Friday, February 04, 2011

A dangerous precedent

February 3, 2011 in http://www.cbc.ca/


The CRTC must reverse its decision that ends unlimited internet access plans offered by smaller internet providers or the federal government will intervene, Industry Minister Tony Clement says.
Clement told reporters Thursday that he and Prime Minister Stephen Harper sent a clear signal Wednesday night "that we do expect the CRTC to reverse its decision and to basically go back to the drawing board on this issue, and if they do not do this, we wanted to make it clear cabinet would take its responsiblites to do the same."
Clement said he heard from Canadians on the issue.
"It's a huge issue for a country that wants to move forward on the internet for jobs, for creativity, for innovation," he said. "[We] felt the CRTC ruling would have a huge impact on consumers and would hurt small businesses, would hurt innovators and creators."
Clement said that while he understands bandwidth capacity is a problem, usage-based billing "is the wrong way to do it — to force a business model on independent service providers if they do not want to use that business model."Read more: http://www.cbc.ca/canada/story/2011/02/03/crtc-internet-clement.html#ixzz1CzVEyioh

So what's the problem?

A big one.
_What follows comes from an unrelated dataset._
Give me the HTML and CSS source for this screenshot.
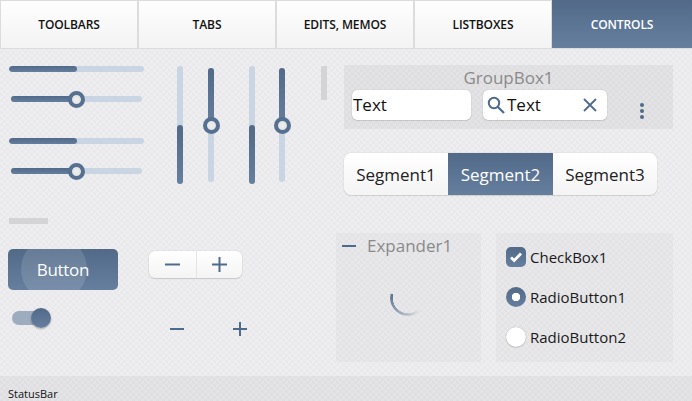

The CRTC is at least, arm's length from government. If the government doesn't like its decisions (or decisions of ANY arm's length group), does it overturn the decision? Pass legislation that nullifies a decision? Legislate the group out of existence?

A common question these days is this: is the government going in the right direction? is it taking Canada down thr right road? The answer is clear: NO. This government is not good for Canada.